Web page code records

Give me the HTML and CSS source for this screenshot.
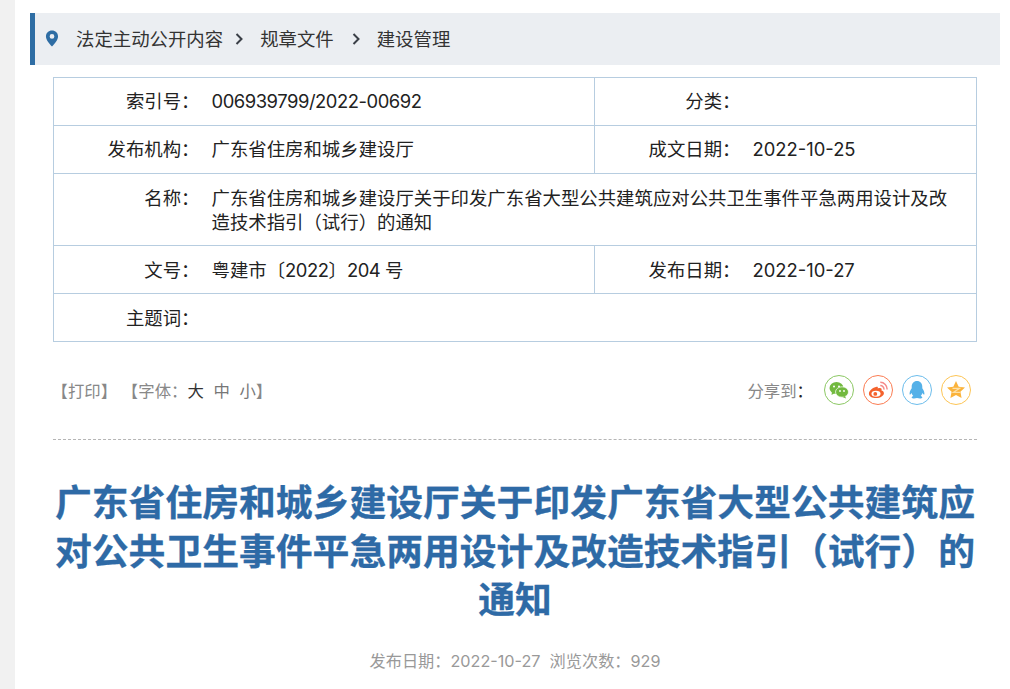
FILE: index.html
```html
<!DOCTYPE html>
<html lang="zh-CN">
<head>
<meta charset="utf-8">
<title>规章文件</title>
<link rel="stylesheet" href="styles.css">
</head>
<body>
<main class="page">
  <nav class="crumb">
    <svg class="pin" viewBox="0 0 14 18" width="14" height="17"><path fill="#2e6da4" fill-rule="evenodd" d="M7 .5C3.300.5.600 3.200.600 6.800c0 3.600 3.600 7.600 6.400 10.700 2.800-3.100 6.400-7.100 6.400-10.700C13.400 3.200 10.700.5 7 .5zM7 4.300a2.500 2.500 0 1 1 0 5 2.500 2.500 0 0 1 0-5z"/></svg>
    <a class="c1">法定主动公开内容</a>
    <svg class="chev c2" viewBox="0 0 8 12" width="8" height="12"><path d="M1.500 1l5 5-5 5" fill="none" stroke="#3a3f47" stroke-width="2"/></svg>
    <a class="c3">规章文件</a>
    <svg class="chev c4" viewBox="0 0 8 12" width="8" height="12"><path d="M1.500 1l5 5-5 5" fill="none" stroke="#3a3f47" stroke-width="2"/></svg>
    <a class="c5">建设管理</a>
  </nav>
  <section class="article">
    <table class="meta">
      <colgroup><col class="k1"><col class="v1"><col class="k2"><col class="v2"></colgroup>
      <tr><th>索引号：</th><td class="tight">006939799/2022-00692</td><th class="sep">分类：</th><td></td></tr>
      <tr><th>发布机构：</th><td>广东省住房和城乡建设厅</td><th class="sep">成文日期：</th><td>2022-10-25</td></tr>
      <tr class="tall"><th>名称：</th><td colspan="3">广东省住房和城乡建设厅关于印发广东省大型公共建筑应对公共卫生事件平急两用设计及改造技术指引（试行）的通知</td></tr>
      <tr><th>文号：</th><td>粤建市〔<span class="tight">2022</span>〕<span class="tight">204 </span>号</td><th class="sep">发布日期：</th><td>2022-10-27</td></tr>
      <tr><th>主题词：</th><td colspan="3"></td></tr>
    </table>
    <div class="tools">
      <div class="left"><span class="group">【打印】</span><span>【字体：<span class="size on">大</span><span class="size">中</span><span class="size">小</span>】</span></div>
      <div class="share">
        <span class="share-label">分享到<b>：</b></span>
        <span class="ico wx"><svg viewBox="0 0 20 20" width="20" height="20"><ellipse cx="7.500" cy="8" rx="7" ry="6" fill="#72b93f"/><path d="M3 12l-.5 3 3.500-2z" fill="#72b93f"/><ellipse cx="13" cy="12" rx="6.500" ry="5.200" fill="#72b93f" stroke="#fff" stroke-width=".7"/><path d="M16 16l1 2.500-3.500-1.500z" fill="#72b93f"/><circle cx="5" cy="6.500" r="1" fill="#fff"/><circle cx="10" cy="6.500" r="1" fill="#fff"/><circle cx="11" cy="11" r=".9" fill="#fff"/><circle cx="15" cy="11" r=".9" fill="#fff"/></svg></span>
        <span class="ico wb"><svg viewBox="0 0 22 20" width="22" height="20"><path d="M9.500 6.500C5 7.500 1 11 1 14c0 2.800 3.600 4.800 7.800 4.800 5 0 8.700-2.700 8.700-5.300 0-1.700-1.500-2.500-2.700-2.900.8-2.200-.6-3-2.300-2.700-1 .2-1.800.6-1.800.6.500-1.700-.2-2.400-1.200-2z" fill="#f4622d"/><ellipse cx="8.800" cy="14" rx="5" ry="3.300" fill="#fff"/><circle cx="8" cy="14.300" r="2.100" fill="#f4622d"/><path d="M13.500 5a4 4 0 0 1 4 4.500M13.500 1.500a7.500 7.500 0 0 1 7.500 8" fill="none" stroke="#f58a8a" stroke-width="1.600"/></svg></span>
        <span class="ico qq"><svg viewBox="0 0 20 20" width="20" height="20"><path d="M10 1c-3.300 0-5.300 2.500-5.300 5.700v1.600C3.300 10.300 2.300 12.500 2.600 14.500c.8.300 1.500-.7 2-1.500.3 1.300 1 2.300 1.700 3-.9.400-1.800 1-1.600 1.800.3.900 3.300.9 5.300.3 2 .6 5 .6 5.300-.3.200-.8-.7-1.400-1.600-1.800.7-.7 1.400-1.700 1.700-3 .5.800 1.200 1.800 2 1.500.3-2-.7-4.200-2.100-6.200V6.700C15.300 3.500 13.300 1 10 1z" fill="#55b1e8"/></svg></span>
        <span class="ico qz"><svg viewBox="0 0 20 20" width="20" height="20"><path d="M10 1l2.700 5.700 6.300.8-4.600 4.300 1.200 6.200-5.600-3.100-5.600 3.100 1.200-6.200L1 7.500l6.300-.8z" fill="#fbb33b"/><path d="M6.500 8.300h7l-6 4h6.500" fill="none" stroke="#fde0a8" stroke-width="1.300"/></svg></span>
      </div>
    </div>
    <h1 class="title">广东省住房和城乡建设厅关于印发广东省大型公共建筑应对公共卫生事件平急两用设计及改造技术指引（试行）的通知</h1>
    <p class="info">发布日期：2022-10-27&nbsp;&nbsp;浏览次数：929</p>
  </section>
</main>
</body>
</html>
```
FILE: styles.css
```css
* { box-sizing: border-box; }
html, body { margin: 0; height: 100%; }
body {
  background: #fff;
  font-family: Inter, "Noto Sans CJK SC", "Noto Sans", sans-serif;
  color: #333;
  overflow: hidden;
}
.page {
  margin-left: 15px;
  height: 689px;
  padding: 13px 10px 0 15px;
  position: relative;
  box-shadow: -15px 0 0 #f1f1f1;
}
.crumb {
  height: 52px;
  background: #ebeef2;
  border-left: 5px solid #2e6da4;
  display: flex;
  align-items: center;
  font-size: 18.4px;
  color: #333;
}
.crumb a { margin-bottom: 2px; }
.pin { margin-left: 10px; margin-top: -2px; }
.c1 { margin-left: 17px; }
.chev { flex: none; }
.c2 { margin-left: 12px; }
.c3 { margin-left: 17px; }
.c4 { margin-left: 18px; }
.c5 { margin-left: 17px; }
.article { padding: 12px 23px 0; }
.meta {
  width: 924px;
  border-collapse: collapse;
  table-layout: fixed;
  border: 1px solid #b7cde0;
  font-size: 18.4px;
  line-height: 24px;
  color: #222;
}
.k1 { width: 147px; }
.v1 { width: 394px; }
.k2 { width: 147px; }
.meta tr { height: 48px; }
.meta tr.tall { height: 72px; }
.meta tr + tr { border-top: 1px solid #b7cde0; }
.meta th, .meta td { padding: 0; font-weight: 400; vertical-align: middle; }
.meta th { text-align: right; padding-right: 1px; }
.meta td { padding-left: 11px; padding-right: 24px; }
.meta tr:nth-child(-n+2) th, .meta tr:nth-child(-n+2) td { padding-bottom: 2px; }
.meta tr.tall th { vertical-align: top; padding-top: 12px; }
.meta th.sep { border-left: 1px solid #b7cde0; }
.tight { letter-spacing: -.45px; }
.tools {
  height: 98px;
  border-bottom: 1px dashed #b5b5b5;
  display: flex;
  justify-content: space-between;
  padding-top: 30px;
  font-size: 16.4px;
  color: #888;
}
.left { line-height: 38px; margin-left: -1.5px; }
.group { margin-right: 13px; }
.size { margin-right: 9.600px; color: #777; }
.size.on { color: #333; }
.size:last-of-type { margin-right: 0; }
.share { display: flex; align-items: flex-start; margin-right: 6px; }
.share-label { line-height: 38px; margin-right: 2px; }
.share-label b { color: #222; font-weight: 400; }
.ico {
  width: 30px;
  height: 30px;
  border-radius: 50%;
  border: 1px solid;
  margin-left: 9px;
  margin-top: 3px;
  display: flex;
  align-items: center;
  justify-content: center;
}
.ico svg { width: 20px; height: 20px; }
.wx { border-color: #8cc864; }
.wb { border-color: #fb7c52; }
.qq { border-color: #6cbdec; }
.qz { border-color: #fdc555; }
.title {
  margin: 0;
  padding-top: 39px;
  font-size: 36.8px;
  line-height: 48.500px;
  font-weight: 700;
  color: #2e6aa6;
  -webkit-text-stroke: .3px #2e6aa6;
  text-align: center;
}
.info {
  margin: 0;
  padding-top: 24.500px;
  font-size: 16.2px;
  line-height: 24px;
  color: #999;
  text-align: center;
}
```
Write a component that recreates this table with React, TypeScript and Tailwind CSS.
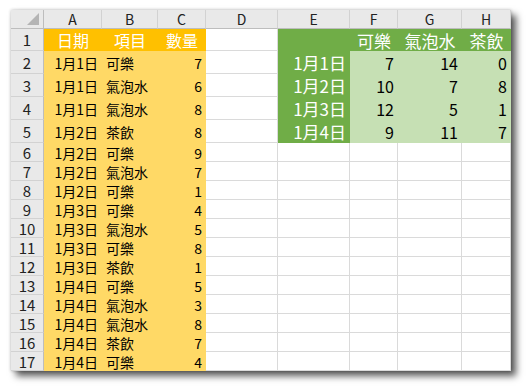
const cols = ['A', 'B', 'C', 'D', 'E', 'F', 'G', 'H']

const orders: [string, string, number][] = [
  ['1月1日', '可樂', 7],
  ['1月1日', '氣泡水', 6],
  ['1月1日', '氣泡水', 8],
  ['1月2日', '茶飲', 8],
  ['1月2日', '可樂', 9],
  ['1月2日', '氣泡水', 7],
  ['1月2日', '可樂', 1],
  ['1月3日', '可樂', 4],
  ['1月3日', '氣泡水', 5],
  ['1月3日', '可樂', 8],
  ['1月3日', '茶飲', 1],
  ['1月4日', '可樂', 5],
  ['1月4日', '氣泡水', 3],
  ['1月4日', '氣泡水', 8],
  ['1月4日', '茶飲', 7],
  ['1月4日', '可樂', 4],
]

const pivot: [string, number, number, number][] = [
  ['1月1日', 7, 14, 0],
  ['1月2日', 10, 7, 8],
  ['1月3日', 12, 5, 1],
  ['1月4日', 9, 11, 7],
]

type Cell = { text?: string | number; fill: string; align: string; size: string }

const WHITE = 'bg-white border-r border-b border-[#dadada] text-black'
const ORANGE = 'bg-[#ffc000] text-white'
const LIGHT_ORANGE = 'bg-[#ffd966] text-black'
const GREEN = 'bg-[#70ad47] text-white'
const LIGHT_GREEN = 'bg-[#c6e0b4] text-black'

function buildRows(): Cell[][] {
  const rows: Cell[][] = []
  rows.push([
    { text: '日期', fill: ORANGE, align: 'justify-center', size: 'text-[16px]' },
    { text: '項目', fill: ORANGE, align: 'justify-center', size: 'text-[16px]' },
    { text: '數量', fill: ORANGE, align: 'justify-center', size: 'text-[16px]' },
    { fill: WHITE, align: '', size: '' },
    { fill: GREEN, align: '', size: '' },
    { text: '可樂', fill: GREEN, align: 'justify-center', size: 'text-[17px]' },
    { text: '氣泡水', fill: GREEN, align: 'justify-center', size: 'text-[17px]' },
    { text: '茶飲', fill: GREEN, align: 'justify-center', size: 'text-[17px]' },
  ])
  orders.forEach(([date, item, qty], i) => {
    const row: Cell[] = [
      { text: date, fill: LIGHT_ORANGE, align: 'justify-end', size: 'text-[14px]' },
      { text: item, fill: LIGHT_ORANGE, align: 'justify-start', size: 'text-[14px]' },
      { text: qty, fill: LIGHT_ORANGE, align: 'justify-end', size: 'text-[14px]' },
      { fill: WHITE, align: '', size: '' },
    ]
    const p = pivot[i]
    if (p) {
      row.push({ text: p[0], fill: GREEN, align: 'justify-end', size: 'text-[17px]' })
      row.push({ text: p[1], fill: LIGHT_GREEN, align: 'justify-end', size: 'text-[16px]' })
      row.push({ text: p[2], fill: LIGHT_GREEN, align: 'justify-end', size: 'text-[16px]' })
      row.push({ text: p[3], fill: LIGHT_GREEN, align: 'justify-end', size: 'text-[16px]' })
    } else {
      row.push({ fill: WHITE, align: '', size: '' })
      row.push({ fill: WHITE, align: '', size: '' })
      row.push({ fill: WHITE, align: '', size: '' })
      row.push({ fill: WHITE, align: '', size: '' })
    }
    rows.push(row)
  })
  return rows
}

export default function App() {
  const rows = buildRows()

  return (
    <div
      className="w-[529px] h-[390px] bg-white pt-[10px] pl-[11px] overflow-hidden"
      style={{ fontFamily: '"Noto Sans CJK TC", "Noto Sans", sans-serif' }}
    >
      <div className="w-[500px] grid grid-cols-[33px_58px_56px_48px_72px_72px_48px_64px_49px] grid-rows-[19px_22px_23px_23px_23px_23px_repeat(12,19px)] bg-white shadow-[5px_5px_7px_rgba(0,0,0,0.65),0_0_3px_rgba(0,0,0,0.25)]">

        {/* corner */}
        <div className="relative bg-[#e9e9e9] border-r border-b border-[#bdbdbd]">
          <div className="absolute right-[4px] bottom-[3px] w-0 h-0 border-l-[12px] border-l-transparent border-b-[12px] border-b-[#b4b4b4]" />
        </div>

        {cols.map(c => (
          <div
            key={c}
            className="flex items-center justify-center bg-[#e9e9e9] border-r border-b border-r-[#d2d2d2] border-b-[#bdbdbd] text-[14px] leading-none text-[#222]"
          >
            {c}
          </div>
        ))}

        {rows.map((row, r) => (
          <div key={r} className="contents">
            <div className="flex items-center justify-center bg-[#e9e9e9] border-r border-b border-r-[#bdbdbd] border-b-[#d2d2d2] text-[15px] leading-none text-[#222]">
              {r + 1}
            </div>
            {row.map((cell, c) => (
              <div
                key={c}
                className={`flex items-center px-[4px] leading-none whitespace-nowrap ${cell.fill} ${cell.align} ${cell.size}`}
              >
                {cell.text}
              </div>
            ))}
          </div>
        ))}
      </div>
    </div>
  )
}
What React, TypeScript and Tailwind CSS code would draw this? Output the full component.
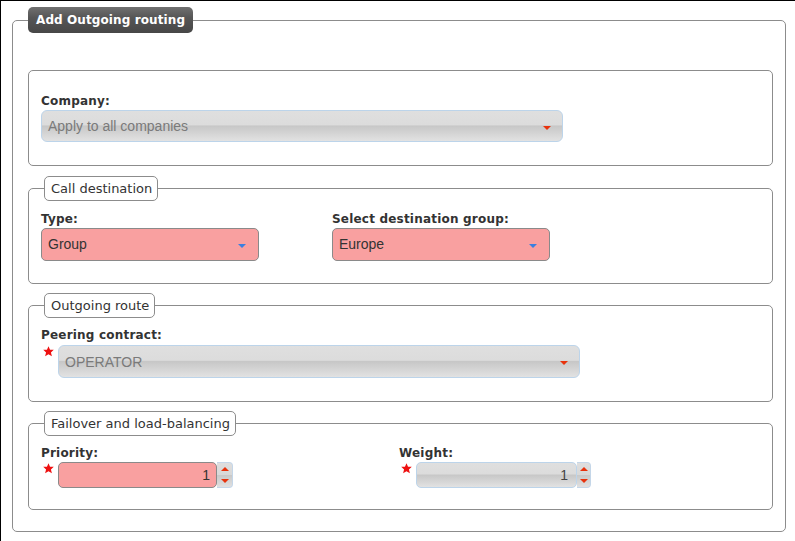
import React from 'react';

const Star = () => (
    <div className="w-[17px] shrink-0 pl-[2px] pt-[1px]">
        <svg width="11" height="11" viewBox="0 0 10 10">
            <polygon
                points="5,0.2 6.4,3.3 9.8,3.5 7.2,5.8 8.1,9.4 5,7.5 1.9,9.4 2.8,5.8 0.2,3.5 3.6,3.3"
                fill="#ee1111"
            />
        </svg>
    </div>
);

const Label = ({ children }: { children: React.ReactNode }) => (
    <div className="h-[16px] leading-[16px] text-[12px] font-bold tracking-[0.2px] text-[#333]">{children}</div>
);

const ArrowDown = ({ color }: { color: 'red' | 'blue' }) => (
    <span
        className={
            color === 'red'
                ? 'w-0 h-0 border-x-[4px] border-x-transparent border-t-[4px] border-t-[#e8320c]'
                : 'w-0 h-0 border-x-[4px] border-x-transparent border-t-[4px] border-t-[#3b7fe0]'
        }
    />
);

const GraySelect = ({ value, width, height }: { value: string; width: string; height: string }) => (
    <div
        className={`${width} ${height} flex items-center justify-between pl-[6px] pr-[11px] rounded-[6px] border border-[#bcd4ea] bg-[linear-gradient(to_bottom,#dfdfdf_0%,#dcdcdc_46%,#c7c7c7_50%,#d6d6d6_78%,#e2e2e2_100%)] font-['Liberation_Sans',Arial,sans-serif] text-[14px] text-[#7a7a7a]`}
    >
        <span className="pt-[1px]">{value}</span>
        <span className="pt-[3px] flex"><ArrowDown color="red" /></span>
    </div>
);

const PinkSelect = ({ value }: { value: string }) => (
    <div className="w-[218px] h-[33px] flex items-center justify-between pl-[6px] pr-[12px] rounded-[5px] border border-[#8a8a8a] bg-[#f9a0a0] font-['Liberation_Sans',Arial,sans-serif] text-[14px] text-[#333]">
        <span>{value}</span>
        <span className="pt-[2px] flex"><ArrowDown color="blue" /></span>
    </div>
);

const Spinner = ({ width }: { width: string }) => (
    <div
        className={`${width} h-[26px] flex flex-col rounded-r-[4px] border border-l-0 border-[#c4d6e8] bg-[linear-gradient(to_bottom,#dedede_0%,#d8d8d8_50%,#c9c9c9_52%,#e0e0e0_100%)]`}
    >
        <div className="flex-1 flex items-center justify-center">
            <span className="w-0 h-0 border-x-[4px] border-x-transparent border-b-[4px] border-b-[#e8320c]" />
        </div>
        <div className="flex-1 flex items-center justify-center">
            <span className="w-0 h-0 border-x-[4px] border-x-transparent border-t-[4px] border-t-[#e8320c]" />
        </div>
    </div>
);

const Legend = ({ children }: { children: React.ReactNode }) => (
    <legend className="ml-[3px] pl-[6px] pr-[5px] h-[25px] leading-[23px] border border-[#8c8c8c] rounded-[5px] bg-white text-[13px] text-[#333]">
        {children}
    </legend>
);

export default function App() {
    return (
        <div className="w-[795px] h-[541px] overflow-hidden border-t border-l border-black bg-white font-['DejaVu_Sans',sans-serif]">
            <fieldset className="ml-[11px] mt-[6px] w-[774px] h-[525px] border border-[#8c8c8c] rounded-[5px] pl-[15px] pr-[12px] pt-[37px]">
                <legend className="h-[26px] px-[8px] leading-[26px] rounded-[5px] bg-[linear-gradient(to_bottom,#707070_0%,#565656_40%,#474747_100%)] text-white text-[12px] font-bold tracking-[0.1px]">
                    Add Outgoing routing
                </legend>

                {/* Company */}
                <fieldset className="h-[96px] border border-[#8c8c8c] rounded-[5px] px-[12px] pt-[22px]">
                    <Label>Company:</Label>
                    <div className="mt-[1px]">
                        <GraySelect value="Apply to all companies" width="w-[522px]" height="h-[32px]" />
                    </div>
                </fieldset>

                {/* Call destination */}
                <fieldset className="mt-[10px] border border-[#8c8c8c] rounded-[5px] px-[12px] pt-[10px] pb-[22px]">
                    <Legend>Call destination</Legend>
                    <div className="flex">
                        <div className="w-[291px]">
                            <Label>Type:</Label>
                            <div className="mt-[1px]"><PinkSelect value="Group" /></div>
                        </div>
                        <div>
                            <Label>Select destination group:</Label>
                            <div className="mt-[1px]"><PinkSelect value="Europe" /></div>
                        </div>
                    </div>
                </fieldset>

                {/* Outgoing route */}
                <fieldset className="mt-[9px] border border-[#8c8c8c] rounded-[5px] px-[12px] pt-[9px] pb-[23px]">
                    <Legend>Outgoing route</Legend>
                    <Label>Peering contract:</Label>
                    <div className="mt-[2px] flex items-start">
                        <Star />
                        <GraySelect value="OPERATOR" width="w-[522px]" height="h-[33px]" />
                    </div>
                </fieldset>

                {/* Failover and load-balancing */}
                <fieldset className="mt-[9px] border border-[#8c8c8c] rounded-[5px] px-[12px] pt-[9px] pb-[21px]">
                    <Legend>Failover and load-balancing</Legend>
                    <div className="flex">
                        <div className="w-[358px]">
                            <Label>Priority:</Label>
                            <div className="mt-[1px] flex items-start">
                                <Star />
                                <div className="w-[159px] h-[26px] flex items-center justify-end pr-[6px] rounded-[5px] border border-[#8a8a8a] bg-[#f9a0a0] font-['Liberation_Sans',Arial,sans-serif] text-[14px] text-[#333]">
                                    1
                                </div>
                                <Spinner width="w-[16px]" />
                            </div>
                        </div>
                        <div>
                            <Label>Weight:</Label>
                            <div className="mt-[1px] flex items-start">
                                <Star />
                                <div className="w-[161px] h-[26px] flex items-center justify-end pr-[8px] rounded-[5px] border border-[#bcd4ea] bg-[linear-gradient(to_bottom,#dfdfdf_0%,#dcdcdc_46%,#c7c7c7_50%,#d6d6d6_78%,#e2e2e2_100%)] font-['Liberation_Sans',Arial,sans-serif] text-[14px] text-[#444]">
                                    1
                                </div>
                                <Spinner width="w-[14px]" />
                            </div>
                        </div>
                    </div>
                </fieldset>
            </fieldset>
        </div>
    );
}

#### [YOUR OBJECTIVE]
In the listing above, find the line containing "What React, TypeScript" and the line containing "import React from 'react';", then return both of them and every line between, exactly, without pictures.

#### [WORKED ANSWER]
What React, TypeScript and Tailwind CSS code would draw this? Output the full component.
import React from 'react';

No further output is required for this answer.